Hasan Aycın'dan Filistin çizgileri

Bir sanatçı düşünün ki dile getirilmek istenen sayfalar dolusu arz-ı halı tek bir çizgiyle anlatsın, çizgi sanatına tefekkür, asalet ve derinlik katsın.

Gerçi Sadık Battal daha sade, daha güzel ifade etmiş; Hasan Aycın, Yunus Emre gibi "laf olsun diye konuşmayan, söylemek zorunda olduğu için söyleyen" insanlardan biri.

Az kelam eden, lakin bir mütefekkir olarak çizgileriyle adeta şelale gibi gürül gürül akan bir sanatçı Hasan Aycın.

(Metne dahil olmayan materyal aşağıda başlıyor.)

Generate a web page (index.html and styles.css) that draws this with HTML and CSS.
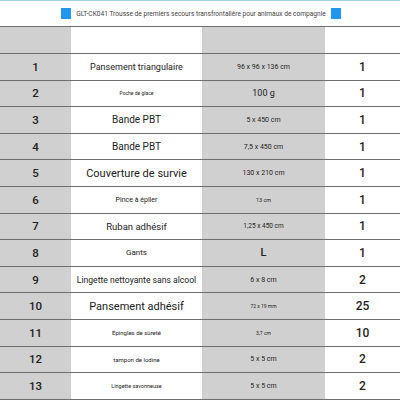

Bu sene Cumhurbaşkanlığı Kültür Sanat Büyük Ödülü'ne de layık görülen Aycın'ın Kudüs ve Filistin temalı eserleri bugünlerde Tekirdağ'da sergileniyor.

Tekirdağ Namık Kemal Üniversitesi Rektörlük Sanat Galerisi'nde açılan sergide sanatçının 40 civarında eseri yer alıyor.

11 Şubat'a kadar açık olan sergide, Gökhan Özcan ve Alper Gencer'in yazdığı metinler de usta sanatçının çizgilerine eşlik ediyor.

OLAĞAN HİKAYE'DE GAZZE VAR

'Ben Kudüs'ü kol saati gibi taşıyorum

Ayarlanmadan Kudüs'e

Boşuna vakit geçirirsin' diyordu merhum şair Nuri Pakdil.

Ne yazık ki zaman, bir asırdan fazladır, Kudüs'ün aleyhine işleyip durdu.

Müslümanların barış, Hristiyan ve Yahudilerin kanla yazdığı bir tarih Filistin.

Gelinen noktada tarihin kanlı sayfaları yine Yahudi devleti eliyle yazılıyor.

Adına savaş dedikleri, ahlak ve hukuktan nasibi olmayan Siyonist katillerin zulmü altında inliyor Gazze.

Zincirlerinden boşanmış bir katil, hiçbir ahlaki sorumluluk ve insanlık kırıntısı dahi taşımadan öldürüyor.